The General Assembly enacted the TFCA in 2001, see 2001 Pub. Acts, Ch. 367 (H.B. 779), “establish[ing] penalties for filing false claims with state, county, or municipal governments.” State ex rel. Landenberger v. Project Return, Inc., No. M2007- 02859-COA-R3-CV, 2009 WL 637122, at *3 (Tenn. Ct. App. Mar. 11, 2009). “In addition to authorizing the attorney general and reporter and local prosecuting authorities to investigate and prosecute actions under the TFCA, the act allows a complaint to be filed by a private person or qui tam plaintiff.” Id. (citing Tenn.

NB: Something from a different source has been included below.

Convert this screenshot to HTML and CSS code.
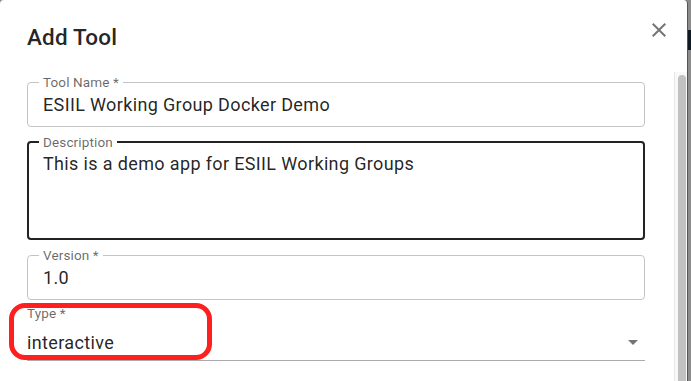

Code Ann. § 4-18-104). As our Supreme Court has explained:

The Tennessee General Assembly has a long history of enacting statutes authorizing qui tam actions. For more than two centuries, it followed the traditional approach of enacting statutes providing a bounty to private plaintiffs who filed qui tam actions to enforce specific statutes while declining to adopt a generalized false claims provision similar to the Federal False Claims Act. However, in 2001, the General Assembly enacted the False Claims Act which, like its federal counterpart, targeted a much broader array of fraudulent activity perpetrated against state and local governments. Just as Congress did, the General Assembly provided a statutory jurisdictional bar that is intended to encourage private citizens to assist state and local government in ferreting out fraud but, at the same time, to prevent parasitic plaintiffs from piggybacking on public disclosures of fraud to bring qui tam actions.

Knox Cnty. ex rel. Envtl. Termite & Pest Control, Inc. v. Arrow Exterminators, Inc., 350 S.W.3d 511, 522-23 (Tenn.